» **Exercise objective**: Find and return each line containing "components".

====== Data segment ======

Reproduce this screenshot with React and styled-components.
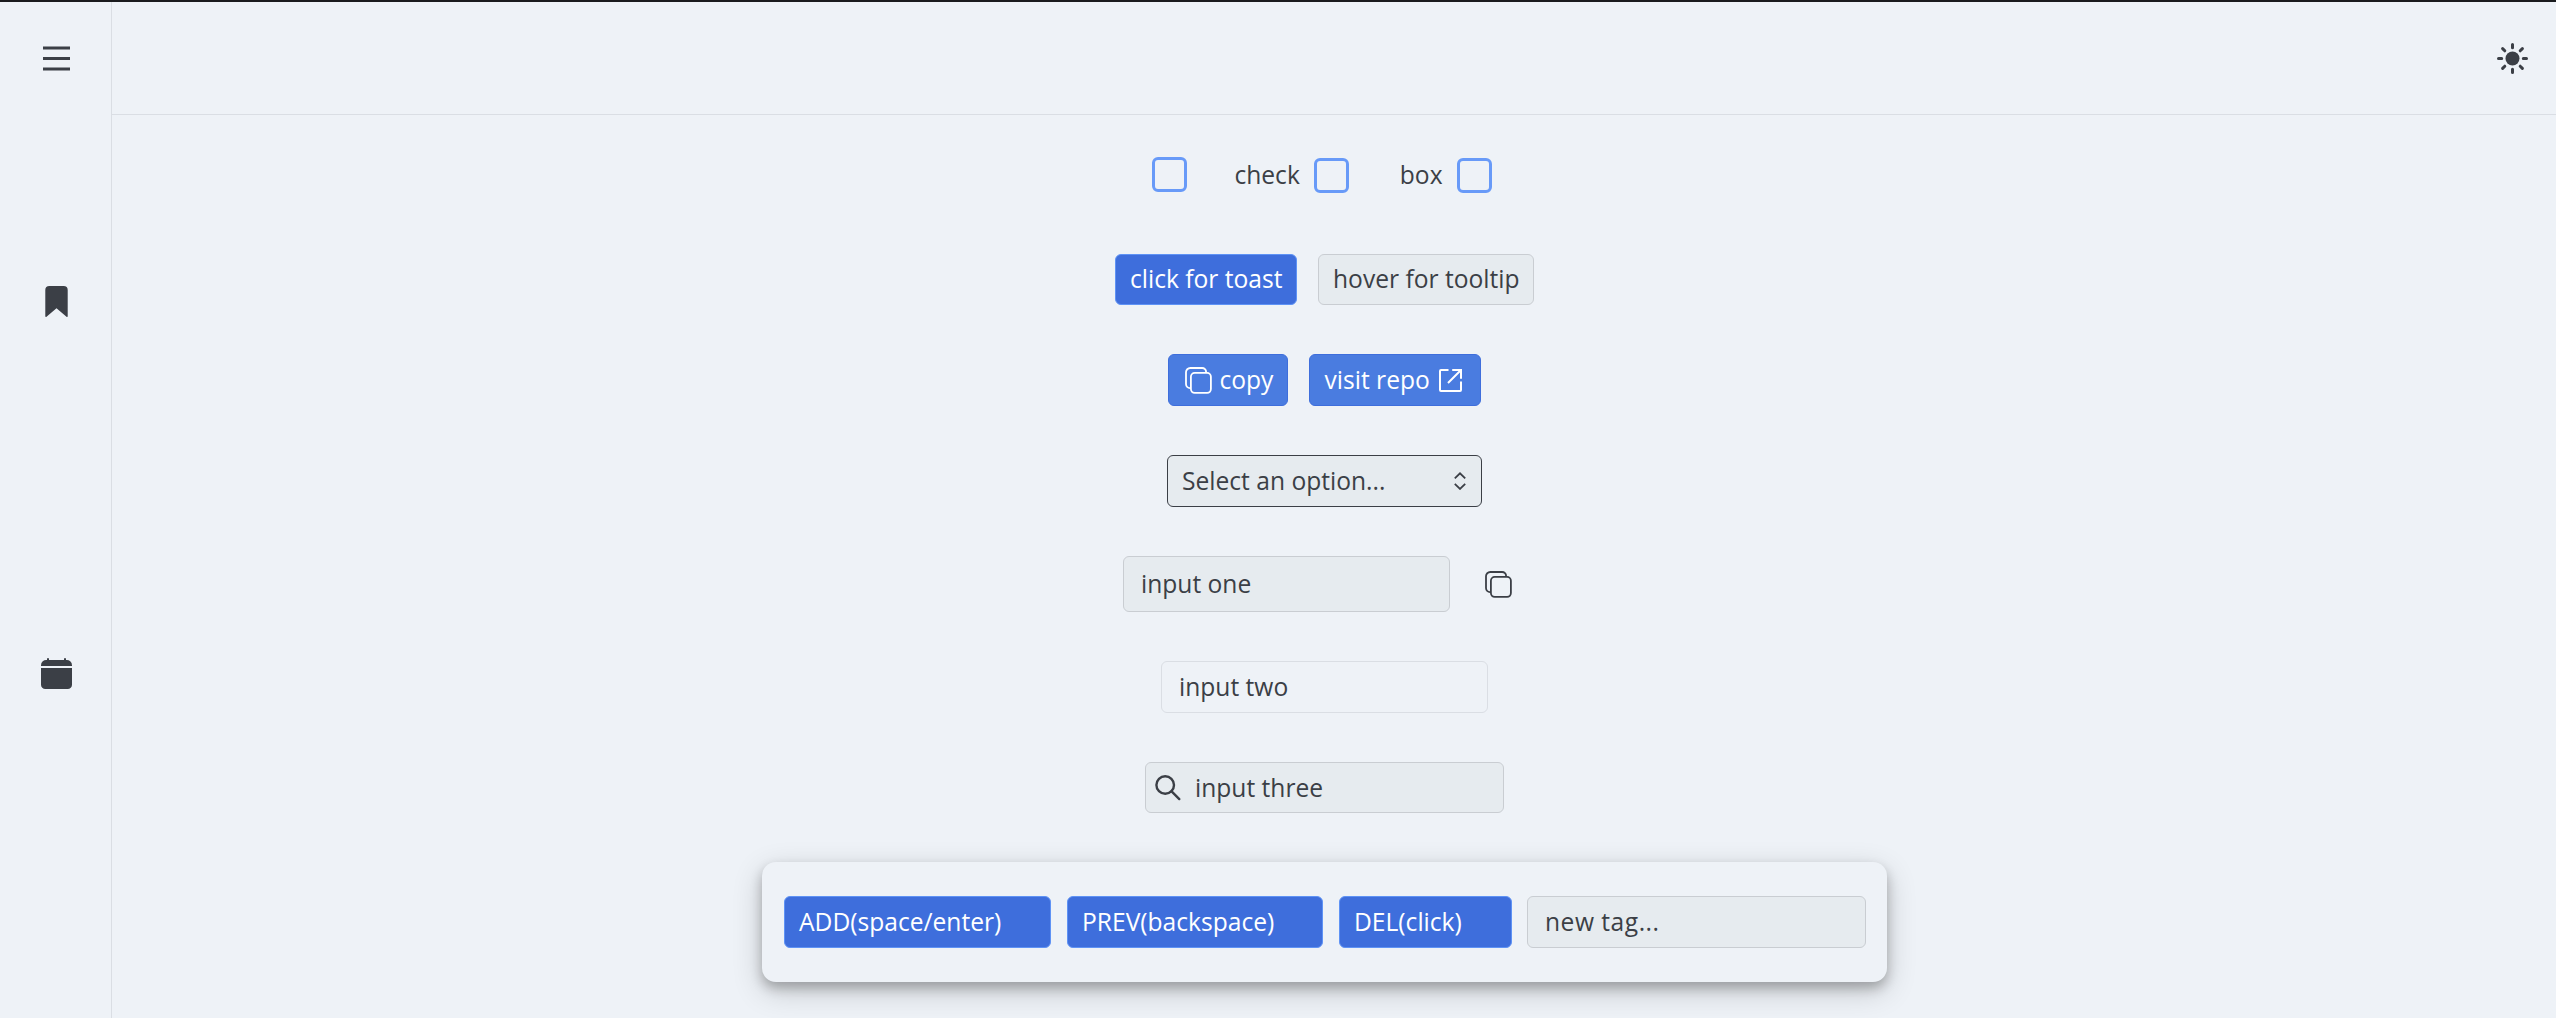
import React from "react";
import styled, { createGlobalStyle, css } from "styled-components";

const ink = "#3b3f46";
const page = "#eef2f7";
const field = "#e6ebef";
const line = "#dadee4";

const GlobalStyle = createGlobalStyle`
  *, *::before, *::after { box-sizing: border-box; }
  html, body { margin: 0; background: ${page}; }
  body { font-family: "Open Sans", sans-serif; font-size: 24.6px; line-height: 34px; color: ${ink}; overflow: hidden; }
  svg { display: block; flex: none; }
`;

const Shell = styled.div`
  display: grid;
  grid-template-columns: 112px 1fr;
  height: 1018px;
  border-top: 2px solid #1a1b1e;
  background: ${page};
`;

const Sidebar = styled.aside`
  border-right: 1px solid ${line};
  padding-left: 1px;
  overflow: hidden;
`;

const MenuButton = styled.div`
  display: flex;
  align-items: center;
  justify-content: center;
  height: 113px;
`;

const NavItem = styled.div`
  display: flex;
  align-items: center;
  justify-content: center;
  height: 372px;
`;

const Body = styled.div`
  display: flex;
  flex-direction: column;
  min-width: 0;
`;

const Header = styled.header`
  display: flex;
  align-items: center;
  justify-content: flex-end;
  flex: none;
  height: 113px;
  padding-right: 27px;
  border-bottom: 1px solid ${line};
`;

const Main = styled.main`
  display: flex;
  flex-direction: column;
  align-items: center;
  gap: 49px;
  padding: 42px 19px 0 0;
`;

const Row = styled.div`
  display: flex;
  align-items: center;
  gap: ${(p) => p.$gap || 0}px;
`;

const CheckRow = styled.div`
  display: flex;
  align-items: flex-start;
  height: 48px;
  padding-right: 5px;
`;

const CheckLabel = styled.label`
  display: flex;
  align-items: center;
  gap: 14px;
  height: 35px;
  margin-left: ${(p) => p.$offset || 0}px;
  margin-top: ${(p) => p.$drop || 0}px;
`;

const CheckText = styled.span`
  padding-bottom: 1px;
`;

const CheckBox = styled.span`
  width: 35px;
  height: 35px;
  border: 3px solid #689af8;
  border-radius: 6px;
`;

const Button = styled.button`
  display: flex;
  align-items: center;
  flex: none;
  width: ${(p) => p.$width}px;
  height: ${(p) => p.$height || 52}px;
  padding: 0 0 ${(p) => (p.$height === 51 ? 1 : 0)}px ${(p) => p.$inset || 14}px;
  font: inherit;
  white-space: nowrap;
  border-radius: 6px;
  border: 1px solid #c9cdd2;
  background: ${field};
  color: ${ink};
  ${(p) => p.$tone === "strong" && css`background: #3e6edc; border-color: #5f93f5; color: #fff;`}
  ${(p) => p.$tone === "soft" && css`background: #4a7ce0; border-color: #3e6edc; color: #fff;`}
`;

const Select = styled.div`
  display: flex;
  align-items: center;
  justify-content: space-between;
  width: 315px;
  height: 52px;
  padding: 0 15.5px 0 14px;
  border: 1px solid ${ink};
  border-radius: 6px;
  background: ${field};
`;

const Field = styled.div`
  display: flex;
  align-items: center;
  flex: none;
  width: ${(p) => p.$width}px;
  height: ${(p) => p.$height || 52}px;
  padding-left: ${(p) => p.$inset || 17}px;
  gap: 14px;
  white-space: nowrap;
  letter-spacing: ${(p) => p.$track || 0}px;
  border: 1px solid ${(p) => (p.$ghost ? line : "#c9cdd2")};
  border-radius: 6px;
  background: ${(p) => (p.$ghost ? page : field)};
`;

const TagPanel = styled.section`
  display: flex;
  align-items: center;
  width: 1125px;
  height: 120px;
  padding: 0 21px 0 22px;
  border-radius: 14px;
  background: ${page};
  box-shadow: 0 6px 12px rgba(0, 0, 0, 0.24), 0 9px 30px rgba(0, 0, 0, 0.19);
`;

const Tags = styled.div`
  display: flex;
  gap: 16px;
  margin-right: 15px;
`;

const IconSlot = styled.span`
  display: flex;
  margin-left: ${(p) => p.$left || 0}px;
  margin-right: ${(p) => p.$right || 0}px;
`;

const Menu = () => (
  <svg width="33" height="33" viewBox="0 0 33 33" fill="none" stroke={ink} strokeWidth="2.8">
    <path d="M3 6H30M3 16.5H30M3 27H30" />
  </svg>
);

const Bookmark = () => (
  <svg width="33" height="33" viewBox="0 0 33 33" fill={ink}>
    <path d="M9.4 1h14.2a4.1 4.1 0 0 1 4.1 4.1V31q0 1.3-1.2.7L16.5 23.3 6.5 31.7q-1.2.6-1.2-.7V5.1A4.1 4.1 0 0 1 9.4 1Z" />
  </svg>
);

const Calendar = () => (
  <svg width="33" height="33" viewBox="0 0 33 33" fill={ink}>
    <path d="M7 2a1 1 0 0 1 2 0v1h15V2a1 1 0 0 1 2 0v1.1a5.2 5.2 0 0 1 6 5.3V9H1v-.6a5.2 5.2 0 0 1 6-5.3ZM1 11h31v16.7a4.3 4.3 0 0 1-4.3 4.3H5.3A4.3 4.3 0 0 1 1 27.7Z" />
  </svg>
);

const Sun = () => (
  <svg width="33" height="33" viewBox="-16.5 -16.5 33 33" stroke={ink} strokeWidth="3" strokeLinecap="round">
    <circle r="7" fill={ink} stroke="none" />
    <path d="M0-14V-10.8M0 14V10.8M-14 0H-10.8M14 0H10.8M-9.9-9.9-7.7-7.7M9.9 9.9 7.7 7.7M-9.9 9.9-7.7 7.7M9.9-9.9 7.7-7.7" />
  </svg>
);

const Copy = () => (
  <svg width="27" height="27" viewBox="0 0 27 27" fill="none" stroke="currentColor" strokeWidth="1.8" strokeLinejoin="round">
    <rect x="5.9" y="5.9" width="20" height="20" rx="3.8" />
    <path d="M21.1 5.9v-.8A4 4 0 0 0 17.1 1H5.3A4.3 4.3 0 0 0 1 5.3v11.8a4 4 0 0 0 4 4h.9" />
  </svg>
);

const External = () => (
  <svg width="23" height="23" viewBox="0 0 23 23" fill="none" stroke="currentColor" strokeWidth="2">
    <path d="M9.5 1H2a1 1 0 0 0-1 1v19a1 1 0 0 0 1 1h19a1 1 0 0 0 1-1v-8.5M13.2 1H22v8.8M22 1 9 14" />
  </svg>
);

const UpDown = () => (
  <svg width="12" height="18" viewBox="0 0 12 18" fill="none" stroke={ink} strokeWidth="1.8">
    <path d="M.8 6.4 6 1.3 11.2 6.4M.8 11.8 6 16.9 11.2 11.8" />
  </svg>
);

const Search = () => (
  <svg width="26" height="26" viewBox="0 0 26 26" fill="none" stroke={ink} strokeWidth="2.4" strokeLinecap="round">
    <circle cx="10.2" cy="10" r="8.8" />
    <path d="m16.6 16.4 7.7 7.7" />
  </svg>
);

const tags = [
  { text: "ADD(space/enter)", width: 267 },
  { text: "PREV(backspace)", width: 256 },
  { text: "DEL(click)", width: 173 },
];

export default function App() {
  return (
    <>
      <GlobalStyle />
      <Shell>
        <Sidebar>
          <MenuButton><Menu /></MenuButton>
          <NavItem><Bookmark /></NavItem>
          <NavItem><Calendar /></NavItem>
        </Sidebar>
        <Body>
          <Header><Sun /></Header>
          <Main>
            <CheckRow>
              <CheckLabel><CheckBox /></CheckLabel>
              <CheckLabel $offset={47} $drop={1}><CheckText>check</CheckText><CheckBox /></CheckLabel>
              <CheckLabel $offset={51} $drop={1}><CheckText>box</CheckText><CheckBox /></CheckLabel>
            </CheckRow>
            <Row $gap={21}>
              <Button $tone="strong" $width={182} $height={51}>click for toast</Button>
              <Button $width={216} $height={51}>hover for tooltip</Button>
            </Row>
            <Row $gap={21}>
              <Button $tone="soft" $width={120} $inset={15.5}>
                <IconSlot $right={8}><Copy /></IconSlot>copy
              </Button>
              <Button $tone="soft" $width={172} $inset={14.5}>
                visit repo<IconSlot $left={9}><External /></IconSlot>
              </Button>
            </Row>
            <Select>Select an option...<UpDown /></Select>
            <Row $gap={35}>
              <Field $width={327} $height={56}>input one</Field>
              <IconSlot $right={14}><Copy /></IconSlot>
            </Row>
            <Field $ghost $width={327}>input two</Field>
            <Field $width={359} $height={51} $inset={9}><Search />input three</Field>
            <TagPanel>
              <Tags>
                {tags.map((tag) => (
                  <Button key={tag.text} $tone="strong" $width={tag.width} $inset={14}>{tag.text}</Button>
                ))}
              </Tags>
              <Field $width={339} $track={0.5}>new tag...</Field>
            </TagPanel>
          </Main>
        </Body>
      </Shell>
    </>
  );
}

======

» **The answer**:
Reproduce this screenshot with React and styled-components.
import styled, { createGlobalStyle, css } from "styled-components";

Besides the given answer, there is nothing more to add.